The concept of digital preservation gets tricky and often divorced from the realm of preserving physical objects. Of course, as with archiving a physical object, you need to maintain a digital object's authenticity, accuracy and reliability. But that does not mean you never change the actual digital object. Howard believes that, in addition to changes we might make in migrating a file so it is viewable with contemporary software, as a safety valve we need to try to keep another copy of the object in the original bit order – preserve the bits and bytes of a JPEG image, for example. In any case, the most important data is the metadata that gets wrapped around the object.
If, for example, the body of a JPEG is missing a few bits, then the image may not render completely but you can conceivably still display a satisfactory chunk of it. Think of "Venus de Milo" and how its missing arms do not take away from the value of the rest of the statue. Howard points out that if a digital file's header data is missing or corrupted or if the JPEG's database record is missing or misnamed, or if a database index is corrupted, then the object is essentially lost. "Even a fraction of a percent [of bit loss] can affect everything," he says. "If that bit corrupts just one character in a text, it may be OK. But if it's in the header, that throws off the header. And then it is unacceptable."
Referring to the recent findings of David Rosenthal, which observe that we cannot have 100 percent preservation, Howard says that this implies that we need to think about where loss may occur and prioritize what we can save. Certain areas within digital files – like the header data – are a higher priority than others – like the content. He advises that we accept a certain amount of loss in content and focus on preserving the indexing information. Rosenthal is a co-founder of LOCKSS, a partner in the National Digital Information Infrastructure and Preservation Program.
Wrappers need more research and standardization to ensure that future digital objects are able to self-identify and thus be renderable and accessible. But he assures that "we are agreeing on standards on how to wrap a file." For example he is involved with a standards-setting project with the Library of Congress's Motion Picture Broadcasting and Recorded Sound Division and other participants to wrap several layers of metadata, one within the other: MXF (used in digital distribution to move files from one TV station to another), AAF (used in digital video editing) and METS.

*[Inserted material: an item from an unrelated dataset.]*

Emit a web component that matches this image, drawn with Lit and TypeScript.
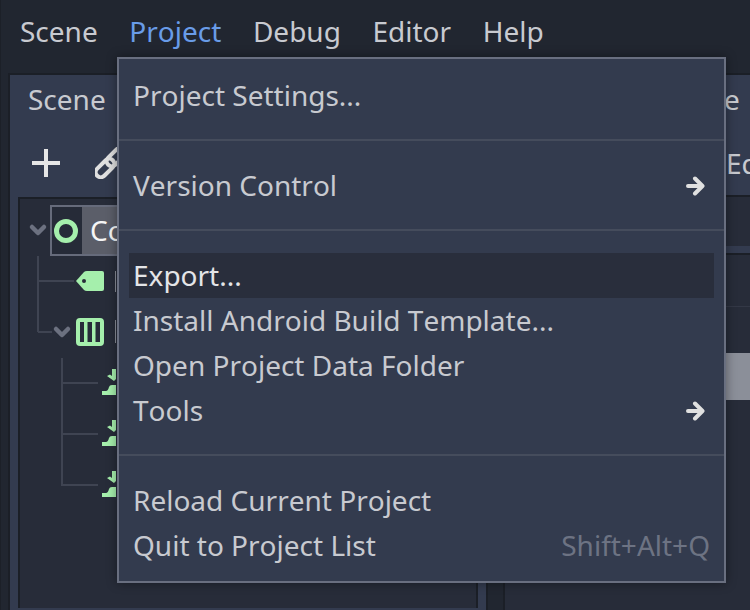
import { LitElement, html, css, svg } from 'lit';
import { customElement } from 'lit/decorators.js';

const GREEN = '#a5efac';
const GUIDE = '#3f4452';
const CHEVRON = '#6c7180';
const CLIPPED_LABEL = '#8b8f99';

type MenuEntry = { label?: string; shortcut?: string; submenu?: boolean; active?: boolean };

const MENU: MenuEntry[] = [
  { label: 'Project Settings...' },
  {},
  { label: 'Version Control', submenu: true },
  {},
  { label: 'Export...', active: true },
  { label: 'Install Android Build Template...' },
  { label: 'Open Project Data Folder' },
  { label: 'Tools', submenu: true },
  {},
  { label: 'Reload Current Project' },
  { label: 'Quit to Project List', shortcut: 'Shift+Alt+Q' },
];

const guide = (x1: number, y1: number, x2: number, y2: number) =>
  svg`<line x1=${x1} y1=${y1} x2=${x2} y2=${y2} stroke=${GUIDE} stroke-width="2" />`;

const chevron = (cx: number, cy: number) =>
  svg`<path d="M${cx - 6} ${cy - 3}L${cx} ${cy + 3}L${cx + 6} ${cy - 3}" fill="none" stroke=${CHEVRON} stroke-width="4.5" stroke-linecap="round" stroke-linejoin="round" />`;

const tagIcon = svg`
  <path d="M76 25L84 16Q85 15 87 15H102Q104 15 104 17V33Q104 35 102 35H87Q85 35 84 34Z" fill=${GREEN} />
  <circle cx="84" cy="25" r="2" fill="#272c39" />`;

const tableIcon = svg`
  <path fill-rule="evenodd" fill=${GREEN} d="M80 11H100Q104 11 104 15V35Q104 39 100 39H80Q76 39 76 35V15Q76 11 80 11ZM80 15V35H84V15ZM87.500 15V35H92V15ZM95.500 15V35H100V15Z" />`;

const importIcon = svg`
  <path fill=${GREEN} d="M112 11H116V18H119L114 23L107 18L110 16.500L112 18Z" />
  <path fill=${GREEN} d="M102 37V33H106Q108 33 109 29Q109.500 27 112 27H125V37Z" />`;

const treeIcon = (content: unknown) =>
  html`<svg class="tree-icon" width="96" height="51" viewBox="20 0 96 51">${content}</svg>`;

@customElement('app-root')
export class AppRoot extends LitElement {
  static styles = css`
    :host {
      display: block;
      font-family: 'Noto Sans', sans-serif;
      font-size: 28px;
      font-kerning: none;
      color: #c8cad0;
    }

    .app {
      position: relative;
      display: flex;
      flex-direction: column;
      width: 750px;
      height: 610px;
      overflow: hidden;
      box-sizing: border-box;
      background: #212630;
      border-left: 1px solid #1c2028;
    }

    .menubar {
      flex: none;
      display: flex;
      gap: 31.6px;
      align-items: center;
      box-sizing: border-box;
      height: 73px;
      padding: 0 0 11px 19px;
    }

    .menubar .open {
      color: #699ce8;
    }

    .docks {
      flex: 1;
      min-height: 0;
      display: flex;
      gap: 15px;
      padding-left: 7px;
    }

    .dock {
      flex: none;
      box-sizing: border-box;
      background: #333b4f;
      border: 2px solid #1b1f27;
      border-bottom: 0;
    }

    .dock.left {
      width: 480px;
      padding: 0 8px;
    }

    .dock.right {
      width: 300px;
      padding-left: 11px;
      overflow: hidden;
    }

    .tab {
      display: flex;
      align-items: center;
      box-sizing: border-box;
      height: 50px;
      padding: 0 0 2px 10px;
    }

    .dock.right .tab {
      padding-left: 208px;
    }

    .toolbar {
      display: flex;
      align-items: center;
      gap: 35px;
      box-sizing: border-box;
      height: 72px;
      padding: 4px 0 0 14px;
      white-space: nowrap;
    }

    .dock.right .toolbar {
      height: 70px;
      padding: 6px 0 0 210px;
    }

    .tree {
      height: 411px;
      box-sizing: border-box;
      padding-top: 6px;
      background: #272c39;
      border: 2px solid #1b1f27;
      border-bottom: 0;
      overflow: hidden;
    }

    .row {
      display: flex;
      align-items: center;
      height: 51px;
      white-space: nowrap;
    }

    .tree-icon {
      flex: none;
      display: block;
    }

    .selected {
      flex: 1;
      display: flex;
      align-self: stretch;
      box-sizing: border-box;
      border: 2px solid #666b7b;
    }

    .selected .cell {
      flex: none;
      display: flex;
      align-items: center;
      box-sizing: border-box;
      width: 30px;
      padding-left: 1px;
      background: #262b38;
    }

    .selected .name {
      flex: 1;
      display: flex;
      align-items: center;
      padding: 0 0 2px 8px;
      background: #5b5e69;
      color: #f5f5f5;
    }

    .panel-top {
      margin-left: -11px;
      height: 49px;
      background: #272c39;
      border-top: 2px solid #1b1f27;
    }

    .panel-strip {
      margin-left: -11px;
      height: 7px;
    }

    .panel-bottom {
      margin-left: -11px;
      height: 355px;
      background: #272c39;
      border-top: 2px solid #1b1f27;
    }

    .prop-row {
      height: 51px;
      border-bottom: 1px solid #333846;
    }

    .prop-slider {
      height: 47px;
      margin-top: 46px;
      background: #8b8f99;
    }

    .menu {
      position: absolute;
      left: 116px;
      top: 57px;
      width: 609px;
      height: 526px;
      box-sizing: border-box;
      padding: 14px 10px 13px;
      background: #333b4e;
      border: 2px solid #696f80;
      box-shadow: 0 0 10px rgba(0, 0, 0, 0.4);
    }

    .item {
      display: flex;
      align-items: center;
      justify-content: space-between;
      box-sizing: border-box;
      height: 45px;
      padding: 0 4px 2px 4px;
      white-space: nowrap;
    }

    .item.active {
      background: #292e3c;
      color: #e4e5e8;
    }

    .item .arrow {
      display: block;
      margin: 2px 5px 0 0;
    }

    .item .shortcut {
      color: #6d7383;
    }

    .separator {
      height: 45px;
      margin: 0 -10px;
      padding-top: 21px;
      box-sizing: border-box;
    }

    .separator div {
      height: 2px;
      background: #454c5c;
    }
  `;

  private renderMenuEntry(entry: MenuEntry) {
    if (!entry.label) {
      return html`<div class="separator"><div></div></div>`;
    }
    return html`
      <div class="item ${entry.active ? 'active' : ''}">
        <span>${entry.label}</span>
        ${entry.shortcut ? html`<span class="shortcut">${entry.shortcut}</span>` : ''}
        ${entry.submenu
          ? html`<svg class="arrow" width="20" height="22" viewBox="0 0 20 22">
              <path d="M3 11H17M10 3.500L17.500 11L10 18.500" fill="none" stroke="#e0e0e0" stroke-width="4" stroke-linecap="round" stroke-linejoin="round" />
            </svg>`
          : ''}
      </div>
    `;
  }

  private renderTree() {
    return html`
      <div class="row">
        <svg class="tree-icon" width="30" height="47" viewBox="20 0 30 47">${chevron(38, 23)}</svg>
        <div class="selected">
          <div class="cell">
            <svg width="26" height="26" viewBox="0 0 26 26">
              <circle cx="13" cy="13" r="9.500" fill="none" stroke=${GREEN} stroke-width="5" />
            </svg>
          </div>
          <div class="name">Co</div>
        </div>
      </div>
      <div class="row">
        ${treeIcon(svg`${guide(38, 0, 38, 51)}${guide(38, 25, 74, 25)}${tagIcon}
          <rect x="115" y="15" width="1" height="21" fill=${CLIPPED_LABEL} />`)}
      </div>
      <div class="row">
        ${treeIcon(svg`${guide(38, 0, 38, 25)}${guide(38, 25, 52, 25)}${chevron(62, 25)}${tableIcon}
          <rect x="115" y="13" width="1" height="23" fill=${CLIPPED_LABEL} />`)}
      </div>
      ${[0, 1, 2].map(
        (i) => html`
          <div class="row">
            ${treeIcon(svg`${guide(62, 0, 62, i === 2 ? 26 : 51)}${guide(62, 25, 98, 25)}${importIcon}`)}
          </div>
        `,
      )}
    `;
  }

  render() {
    return html`
      <div class="app">
        <div class="menubar">
          <span>Scene</span>
          <span class="open">Project</span>
          <span>Debug</span>
          <span>Editor</span>
          <span>Help</span>
        </div>
        <div class="docks">
          <div class="dock left">
            <div class="tab">Scene</div>
            <div class="toolbar">
              <svg width="28" height="28" viewBox="0 0 28 28">
                <path d="M14 0V28M0 14H28" stroke="#e6e6e6" stroke-width="4" />
              </svg>
              <svg width="32" height="32" viewBox="0 0 32 32" fill="none" stroke="#e0e0e0" stroke-width="4">
                <rect x="10" y="5" width="22" height="10" rx="5" transform="rotate(-45 21 10)" />
                <rect x="-1" y="16" width="22" height="10" rx="5" transform="rotate(-45 10 21)" />
              </svg>
            </div>
            <div class="tree">${this.renderTree()}</div>
          </div>
          <div class="dock right">
            <div class="tab">e</div>
            <div class="toolbar">Ed</div>
            <div class="panel-top"></div>
            <div class="panel-strip"></div>
            <div class="panel-bottom">
              <div class="prop-row"></div>
              <div class="prop-slider"></div>
            </div>
          </div>
        </div>
        <div class="menu">${MENU.map((entry) => this.renderMenuEntry(entry))}</div>
      </div>
    `;
  }
}

declare global {
  interface HTMLElementTagNameMap {
    'app-root': AppRoot;
  }
}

Archiving More than the End Product
Another of Howard's concerns is the focus on the end artistic product and the potential loss of all the contributing material that went into it. He speaks of the need for libraries to archive more raw materials, such as movie outtakes and versions and drafts of literary works. He says, "It is the raw material upon which we build further research, which ties in with social information." It gives the art or literary work social and historic context. And researchers might want to look at earlier drafts of the artist's works to see how they change over time.
What about correspondence? In traditional archives and in library special collections, the correspondence of, say, a literary figure would be guarded and preserved. But how about blogs, Wikis and e-mail? "Who is preserving those?" Howard asks. "No one. E-mail is private communication. Where do they go? If a library got them, what would they do with them? Historically, analog production of these are a significant part of the archives, yet we don't have a plan on what to do with these when they originate in digital form."
Howard says it's also easy to imagine that "someone dies and leaves their hard disk to their relatives, who in turn donates the hard disk to the Library of Congress years later when it may not be readable, when it's too late." So he makes a case for a more proactive approach in capturing cultural digital data from their creators. "A repository has to be active while folks are still alive and their cultural treasures are still fresh. If we wait it may be too late…. Librarians have to be aggressive about seeking it out from people while they're still alive."
The 1996 report to the Commission on Preservation and Access that Howard participated in outlined three approaches for keeping digital information alive over time. These approaches are now a standard part of the digital-preservation community's dialog about digital archiving:
- Refreshing: periodically moving a file from one physical storage medium to another to avoid the physical decay or the obsolescence of that medium.
- Migration: periodically moving files from one file-encoding format to another that is usable in a more modern computing environment.
- Emulation: software that mimics every type of application that has ever been written for every type of file format and makes them run on whatever the current computing environment is.
Howard began the T-shirt database around that same time too, in the mid-'90s, with the help of his students. "I strongly believe that the T-shirt database was an important learning tool for my students," he says. "Not only did they learn important issues of scanning and file naming, but they also had extensive experience in creating a data dictionary with controlled vocabulary from scratch."
He has since run into former students who are carrying forward the digital preservation mission. Howard says with pride, "They are employed by Portico, JSTOR, the California Digital Library and the Getty Conservation Institute. Other students became some of the first metadata librarians in their institutions because their cataloging experience was much more versatile than merely following AACR2 rules." Thus a somewhat personal project became a real-world model for digital preservation and an inspiration for its creators.
So he will continue to maintain the longevity of the digital data about his collection according to the evolving best practices. And if it's done right, researchers may be asking in 2107, "But why did Howard Besser have 2,000 T-shirts?"